--- THE DATA ---

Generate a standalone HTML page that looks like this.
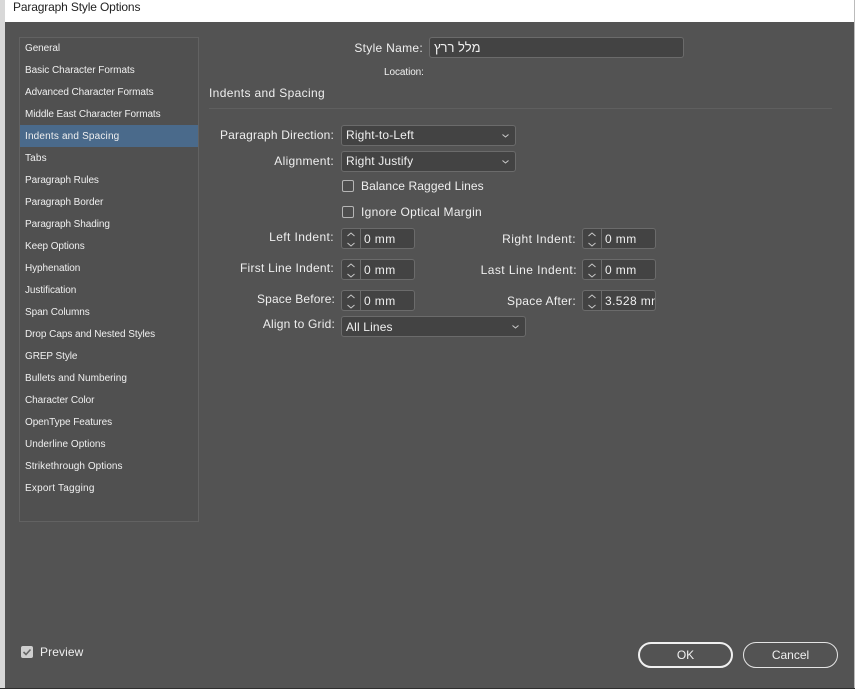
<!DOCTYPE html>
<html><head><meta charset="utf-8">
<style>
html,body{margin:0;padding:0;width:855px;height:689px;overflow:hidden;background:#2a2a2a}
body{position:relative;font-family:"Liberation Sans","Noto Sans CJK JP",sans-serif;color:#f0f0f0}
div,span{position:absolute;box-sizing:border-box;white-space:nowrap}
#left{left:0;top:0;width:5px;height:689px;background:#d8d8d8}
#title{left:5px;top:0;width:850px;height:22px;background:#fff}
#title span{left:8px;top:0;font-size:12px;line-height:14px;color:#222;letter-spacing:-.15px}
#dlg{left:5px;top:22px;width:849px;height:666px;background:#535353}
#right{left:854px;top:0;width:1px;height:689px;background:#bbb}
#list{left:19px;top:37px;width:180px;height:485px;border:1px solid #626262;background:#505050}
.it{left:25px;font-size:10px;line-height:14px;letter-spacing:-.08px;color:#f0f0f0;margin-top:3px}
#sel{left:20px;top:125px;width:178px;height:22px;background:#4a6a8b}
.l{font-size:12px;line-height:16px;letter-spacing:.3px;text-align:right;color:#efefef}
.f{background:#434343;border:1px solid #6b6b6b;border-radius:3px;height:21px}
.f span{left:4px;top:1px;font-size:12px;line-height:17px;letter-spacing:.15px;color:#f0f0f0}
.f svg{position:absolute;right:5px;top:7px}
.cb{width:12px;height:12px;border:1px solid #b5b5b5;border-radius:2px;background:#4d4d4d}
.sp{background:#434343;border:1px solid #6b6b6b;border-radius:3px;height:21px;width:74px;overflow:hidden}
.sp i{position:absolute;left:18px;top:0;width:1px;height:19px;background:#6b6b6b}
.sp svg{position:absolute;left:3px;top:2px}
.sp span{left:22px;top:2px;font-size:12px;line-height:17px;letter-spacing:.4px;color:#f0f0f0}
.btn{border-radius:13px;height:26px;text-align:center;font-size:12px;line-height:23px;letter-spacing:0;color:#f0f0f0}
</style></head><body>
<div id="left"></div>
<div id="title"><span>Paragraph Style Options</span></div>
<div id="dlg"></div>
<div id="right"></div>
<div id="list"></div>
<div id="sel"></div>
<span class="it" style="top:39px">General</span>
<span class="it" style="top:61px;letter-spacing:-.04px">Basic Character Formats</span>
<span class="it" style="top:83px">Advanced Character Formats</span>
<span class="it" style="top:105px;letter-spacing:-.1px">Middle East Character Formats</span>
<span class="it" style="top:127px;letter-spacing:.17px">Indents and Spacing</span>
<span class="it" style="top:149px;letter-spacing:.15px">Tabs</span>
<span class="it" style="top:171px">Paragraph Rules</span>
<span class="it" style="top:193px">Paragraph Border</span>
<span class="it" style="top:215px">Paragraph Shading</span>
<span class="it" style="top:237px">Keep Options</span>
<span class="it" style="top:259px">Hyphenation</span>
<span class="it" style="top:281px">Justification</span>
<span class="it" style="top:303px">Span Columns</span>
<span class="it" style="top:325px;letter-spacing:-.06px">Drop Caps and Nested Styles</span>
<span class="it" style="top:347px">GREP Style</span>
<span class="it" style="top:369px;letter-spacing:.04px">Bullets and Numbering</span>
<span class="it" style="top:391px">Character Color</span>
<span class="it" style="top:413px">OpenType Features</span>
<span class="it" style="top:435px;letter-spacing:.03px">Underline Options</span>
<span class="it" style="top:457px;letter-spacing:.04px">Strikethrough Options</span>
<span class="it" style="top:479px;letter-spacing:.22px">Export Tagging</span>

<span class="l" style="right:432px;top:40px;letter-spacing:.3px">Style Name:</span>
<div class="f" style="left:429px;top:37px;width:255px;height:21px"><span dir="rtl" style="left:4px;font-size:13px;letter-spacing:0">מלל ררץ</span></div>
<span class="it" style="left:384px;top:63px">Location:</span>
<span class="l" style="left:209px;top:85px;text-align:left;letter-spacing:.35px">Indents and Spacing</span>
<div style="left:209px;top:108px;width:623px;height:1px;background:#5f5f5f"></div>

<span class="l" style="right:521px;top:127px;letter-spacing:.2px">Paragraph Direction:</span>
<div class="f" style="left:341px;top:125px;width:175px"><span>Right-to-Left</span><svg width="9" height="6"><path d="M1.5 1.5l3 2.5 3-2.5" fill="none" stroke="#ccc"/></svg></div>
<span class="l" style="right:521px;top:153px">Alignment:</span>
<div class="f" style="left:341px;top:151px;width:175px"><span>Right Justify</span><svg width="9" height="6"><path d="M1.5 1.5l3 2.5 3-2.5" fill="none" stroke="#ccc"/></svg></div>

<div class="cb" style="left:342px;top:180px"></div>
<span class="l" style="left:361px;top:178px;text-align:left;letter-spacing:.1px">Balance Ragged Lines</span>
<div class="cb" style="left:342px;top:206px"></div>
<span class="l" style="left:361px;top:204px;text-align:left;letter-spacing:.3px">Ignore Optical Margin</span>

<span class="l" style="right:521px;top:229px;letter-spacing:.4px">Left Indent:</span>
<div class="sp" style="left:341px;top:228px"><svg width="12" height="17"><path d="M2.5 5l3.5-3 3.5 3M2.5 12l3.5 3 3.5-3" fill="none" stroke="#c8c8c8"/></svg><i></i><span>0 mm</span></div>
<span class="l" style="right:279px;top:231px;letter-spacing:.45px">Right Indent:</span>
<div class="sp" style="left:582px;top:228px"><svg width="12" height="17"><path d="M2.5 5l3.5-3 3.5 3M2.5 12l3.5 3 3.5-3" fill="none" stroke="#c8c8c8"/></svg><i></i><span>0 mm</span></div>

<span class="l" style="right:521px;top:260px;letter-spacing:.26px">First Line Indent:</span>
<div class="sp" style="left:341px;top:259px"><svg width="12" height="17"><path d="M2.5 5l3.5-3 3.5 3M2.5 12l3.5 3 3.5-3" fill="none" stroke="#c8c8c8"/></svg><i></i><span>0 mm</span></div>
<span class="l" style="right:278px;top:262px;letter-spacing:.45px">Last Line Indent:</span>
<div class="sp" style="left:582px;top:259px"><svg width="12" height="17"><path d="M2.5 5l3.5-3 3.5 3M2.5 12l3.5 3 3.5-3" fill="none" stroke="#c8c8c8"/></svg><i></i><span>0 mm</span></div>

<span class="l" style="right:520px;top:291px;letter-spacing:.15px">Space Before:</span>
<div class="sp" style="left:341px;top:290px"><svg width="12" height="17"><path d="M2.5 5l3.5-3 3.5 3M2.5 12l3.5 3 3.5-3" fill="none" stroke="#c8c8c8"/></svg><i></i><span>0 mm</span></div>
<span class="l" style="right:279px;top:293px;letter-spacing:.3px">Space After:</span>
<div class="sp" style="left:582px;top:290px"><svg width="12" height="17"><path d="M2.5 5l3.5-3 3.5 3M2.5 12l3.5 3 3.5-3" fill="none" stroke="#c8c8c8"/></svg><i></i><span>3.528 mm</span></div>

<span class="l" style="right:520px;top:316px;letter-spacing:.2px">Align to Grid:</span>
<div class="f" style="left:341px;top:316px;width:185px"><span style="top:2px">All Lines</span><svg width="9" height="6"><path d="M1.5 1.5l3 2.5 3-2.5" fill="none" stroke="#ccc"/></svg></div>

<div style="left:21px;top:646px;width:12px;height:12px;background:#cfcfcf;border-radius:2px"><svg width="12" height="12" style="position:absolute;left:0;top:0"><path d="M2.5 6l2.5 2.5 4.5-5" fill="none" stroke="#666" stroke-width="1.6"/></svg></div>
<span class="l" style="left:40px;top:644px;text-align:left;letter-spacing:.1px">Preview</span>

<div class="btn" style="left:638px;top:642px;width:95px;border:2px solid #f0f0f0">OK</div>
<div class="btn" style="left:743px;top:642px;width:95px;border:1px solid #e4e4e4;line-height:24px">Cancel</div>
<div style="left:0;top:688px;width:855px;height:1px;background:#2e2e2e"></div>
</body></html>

---
--- THE DATA ---

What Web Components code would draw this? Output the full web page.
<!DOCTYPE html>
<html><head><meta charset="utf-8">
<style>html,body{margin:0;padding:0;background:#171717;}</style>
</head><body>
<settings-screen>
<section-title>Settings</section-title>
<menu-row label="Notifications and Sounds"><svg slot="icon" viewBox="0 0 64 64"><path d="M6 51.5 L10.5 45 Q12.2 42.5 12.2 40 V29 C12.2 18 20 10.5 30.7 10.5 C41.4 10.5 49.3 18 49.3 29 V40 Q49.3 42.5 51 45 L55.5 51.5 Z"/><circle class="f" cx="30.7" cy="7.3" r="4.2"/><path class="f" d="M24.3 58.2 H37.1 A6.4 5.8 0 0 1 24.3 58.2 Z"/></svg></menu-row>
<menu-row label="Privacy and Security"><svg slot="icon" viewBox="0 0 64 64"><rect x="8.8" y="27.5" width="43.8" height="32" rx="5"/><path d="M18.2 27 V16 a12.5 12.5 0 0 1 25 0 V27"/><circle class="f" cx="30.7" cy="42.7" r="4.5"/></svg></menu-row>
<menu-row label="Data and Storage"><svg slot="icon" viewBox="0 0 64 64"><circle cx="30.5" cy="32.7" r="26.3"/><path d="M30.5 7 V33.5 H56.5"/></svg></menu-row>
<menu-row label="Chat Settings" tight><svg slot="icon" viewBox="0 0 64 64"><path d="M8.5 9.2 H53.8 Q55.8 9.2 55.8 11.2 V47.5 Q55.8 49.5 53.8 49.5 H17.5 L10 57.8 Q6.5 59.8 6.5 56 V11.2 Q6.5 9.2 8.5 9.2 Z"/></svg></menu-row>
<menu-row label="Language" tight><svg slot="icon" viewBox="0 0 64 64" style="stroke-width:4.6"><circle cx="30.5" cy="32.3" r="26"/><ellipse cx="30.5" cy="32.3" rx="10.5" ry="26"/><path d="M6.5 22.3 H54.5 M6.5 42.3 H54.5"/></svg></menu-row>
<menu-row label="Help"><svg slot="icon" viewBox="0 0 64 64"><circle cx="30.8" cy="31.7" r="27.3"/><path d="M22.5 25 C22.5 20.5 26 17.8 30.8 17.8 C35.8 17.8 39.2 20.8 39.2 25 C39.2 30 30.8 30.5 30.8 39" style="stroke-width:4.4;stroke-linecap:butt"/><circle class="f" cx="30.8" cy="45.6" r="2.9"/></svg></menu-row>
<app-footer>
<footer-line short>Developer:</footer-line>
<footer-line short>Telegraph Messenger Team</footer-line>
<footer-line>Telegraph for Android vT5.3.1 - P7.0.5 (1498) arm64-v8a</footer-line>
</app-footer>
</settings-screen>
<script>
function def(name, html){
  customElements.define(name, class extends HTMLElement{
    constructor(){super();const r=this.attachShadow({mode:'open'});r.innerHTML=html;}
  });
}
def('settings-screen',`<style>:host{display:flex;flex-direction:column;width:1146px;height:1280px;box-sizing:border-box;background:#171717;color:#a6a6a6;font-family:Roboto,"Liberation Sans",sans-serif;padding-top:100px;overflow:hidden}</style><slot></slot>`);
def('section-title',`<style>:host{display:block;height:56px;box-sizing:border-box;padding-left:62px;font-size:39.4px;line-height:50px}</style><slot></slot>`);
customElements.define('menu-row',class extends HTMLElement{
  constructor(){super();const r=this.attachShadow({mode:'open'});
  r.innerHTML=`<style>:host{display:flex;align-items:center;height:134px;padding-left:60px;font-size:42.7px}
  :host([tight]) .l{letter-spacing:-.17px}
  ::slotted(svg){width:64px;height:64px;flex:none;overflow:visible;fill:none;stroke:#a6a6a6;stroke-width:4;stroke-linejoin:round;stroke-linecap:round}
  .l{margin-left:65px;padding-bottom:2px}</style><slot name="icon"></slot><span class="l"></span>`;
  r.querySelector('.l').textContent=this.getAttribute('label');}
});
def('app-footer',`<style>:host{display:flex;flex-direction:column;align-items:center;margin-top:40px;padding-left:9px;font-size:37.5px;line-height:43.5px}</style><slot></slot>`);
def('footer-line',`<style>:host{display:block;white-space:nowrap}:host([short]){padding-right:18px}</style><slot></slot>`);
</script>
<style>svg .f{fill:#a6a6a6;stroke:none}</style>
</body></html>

---
--- THE DATA ---

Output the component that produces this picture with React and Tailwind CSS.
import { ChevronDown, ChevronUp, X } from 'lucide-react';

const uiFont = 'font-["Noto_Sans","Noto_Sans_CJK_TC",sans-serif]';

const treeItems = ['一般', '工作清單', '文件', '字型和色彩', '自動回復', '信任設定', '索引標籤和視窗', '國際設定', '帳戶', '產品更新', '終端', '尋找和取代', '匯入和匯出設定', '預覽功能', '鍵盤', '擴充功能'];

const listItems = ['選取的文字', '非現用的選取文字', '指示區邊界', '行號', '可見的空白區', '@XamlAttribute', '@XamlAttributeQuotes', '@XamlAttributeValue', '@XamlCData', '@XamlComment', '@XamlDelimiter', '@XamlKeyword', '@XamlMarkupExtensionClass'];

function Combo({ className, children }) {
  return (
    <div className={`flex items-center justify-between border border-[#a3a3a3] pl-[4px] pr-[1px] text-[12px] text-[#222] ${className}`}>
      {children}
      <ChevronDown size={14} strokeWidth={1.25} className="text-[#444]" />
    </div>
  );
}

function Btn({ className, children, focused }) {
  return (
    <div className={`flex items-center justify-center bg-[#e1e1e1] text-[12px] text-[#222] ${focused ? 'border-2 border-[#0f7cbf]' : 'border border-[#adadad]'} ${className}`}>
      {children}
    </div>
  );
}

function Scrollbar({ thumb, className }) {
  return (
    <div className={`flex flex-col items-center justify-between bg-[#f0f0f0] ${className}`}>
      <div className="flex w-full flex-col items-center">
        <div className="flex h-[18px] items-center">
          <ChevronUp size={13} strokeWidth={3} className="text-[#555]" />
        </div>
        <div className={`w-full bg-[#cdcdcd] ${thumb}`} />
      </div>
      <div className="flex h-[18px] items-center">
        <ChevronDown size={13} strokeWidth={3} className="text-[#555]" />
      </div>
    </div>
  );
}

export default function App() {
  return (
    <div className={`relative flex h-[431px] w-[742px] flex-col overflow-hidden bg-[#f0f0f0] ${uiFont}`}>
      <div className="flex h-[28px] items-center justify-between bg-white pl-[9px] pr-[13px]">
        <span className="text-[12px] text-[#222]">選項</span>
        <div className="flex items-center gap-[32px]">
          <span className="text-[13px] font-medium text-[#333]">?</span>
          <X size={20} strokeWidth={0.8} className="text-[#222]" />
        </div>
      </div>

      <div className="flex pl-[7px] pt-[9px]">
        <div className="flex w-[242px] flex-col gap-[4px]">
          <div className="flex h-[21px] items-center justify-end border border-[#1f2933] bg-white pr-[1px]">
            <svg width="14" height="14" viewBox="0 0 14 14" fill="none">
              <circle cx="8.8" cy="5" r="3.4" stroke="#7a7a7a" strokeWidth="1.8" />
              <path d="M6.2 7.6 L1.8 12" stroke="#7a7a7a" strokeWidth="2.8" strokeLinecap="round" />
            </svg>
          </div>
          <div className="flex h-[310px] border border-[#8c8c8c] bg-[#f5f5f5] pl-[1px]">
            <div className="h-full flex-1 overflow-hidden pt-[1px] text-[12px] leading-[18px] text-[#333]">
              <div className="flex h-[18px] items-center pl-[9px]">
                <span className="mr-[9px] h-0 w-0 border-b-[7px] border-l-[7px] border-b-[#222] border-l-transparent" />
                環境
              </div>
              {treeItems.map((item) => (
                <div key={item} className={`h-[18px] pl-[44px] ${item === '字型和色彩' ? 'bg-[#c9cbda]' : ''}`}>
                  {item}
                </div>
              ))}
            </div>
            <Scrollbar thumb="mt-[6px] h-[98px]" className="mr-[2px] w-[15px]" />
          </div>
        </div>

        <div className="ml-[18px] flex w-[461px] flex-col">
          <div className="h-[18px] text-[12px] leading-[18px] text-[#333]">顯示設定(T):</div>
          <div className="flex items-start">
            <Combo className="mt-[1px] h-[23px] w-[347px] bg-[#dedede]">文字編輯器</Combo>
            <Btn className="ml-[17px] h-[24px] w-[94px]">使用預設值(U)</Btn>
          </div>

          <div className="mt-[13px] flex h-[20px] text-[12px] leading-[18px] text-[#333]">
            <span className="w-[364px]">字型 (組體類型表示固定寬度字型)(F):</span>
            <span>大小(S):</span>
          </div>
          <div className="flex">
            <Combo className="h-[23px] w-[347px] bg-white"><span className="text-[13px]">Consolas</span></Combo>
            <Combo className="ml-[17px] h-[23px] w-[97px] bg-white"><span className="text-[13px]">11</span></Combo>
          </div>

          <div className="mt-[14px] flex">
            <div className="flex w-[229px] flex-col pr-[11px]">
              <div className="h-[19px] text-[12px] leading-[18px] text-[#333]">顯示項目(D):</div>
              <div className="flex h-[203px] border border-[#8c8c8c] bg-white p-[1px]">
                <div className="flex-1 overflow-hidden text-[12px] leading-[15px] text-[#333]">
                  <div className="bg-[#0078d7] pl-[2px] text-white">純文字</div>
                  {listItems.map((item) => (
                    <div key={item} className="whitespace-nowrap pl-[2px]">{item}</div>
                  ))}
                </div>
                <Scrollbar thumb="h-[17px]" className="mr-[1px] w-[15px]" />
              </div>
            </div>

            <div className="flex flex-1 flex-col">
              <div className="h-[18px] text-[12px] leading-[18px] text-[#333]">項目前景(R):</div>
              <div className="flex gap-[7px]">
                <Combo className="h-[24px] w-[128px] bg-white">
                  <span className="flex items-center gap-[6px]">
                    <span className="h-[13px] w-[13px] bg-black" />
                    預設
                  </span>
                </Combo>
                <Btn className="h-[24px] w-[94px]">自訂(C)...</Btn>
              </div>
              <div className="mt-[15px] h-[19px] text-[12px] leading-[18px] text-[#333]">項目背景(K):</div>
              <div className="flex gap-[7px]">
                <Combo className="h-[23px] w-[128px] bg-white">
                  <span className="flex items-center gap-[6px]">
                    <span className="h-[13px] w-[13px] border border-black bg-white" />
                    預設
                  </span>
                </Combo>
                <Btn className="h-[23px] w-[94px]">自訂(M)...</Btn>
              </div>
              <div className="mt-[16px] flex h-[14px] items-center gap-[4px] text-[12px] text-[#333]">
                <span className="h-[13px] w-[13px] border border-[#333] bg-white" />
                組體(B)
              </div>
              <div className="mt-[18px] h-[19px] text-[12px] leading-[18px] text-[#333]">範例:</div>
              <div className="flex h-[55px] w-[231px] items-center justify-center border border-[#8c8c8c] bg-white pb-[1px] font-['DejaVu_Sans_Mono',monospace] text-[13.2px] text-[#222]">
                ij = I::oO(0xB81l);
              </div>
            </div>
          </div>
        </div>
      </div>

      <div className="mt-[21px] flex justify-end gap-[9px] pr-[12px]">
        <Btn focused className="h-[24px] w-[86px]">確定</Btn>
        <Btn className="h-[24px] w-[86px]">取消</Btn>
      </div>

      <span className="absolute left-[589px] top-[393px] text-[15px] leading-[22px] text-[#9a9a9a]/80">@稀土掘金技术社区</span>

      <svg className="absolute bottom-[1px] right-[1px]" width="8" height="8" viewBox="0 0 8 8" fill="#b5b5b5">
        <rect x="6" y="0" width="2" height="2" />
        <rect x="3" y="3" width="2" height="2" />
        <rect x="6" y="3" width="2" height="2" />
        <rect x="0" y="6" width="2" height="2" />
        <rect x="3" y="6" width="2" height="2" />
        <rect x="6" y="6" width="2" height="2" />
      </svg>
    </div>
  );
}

---

Every line of the listing that holds "full" is to be counted; give only the resulting number.

[WRITTEN SOLUTION]
4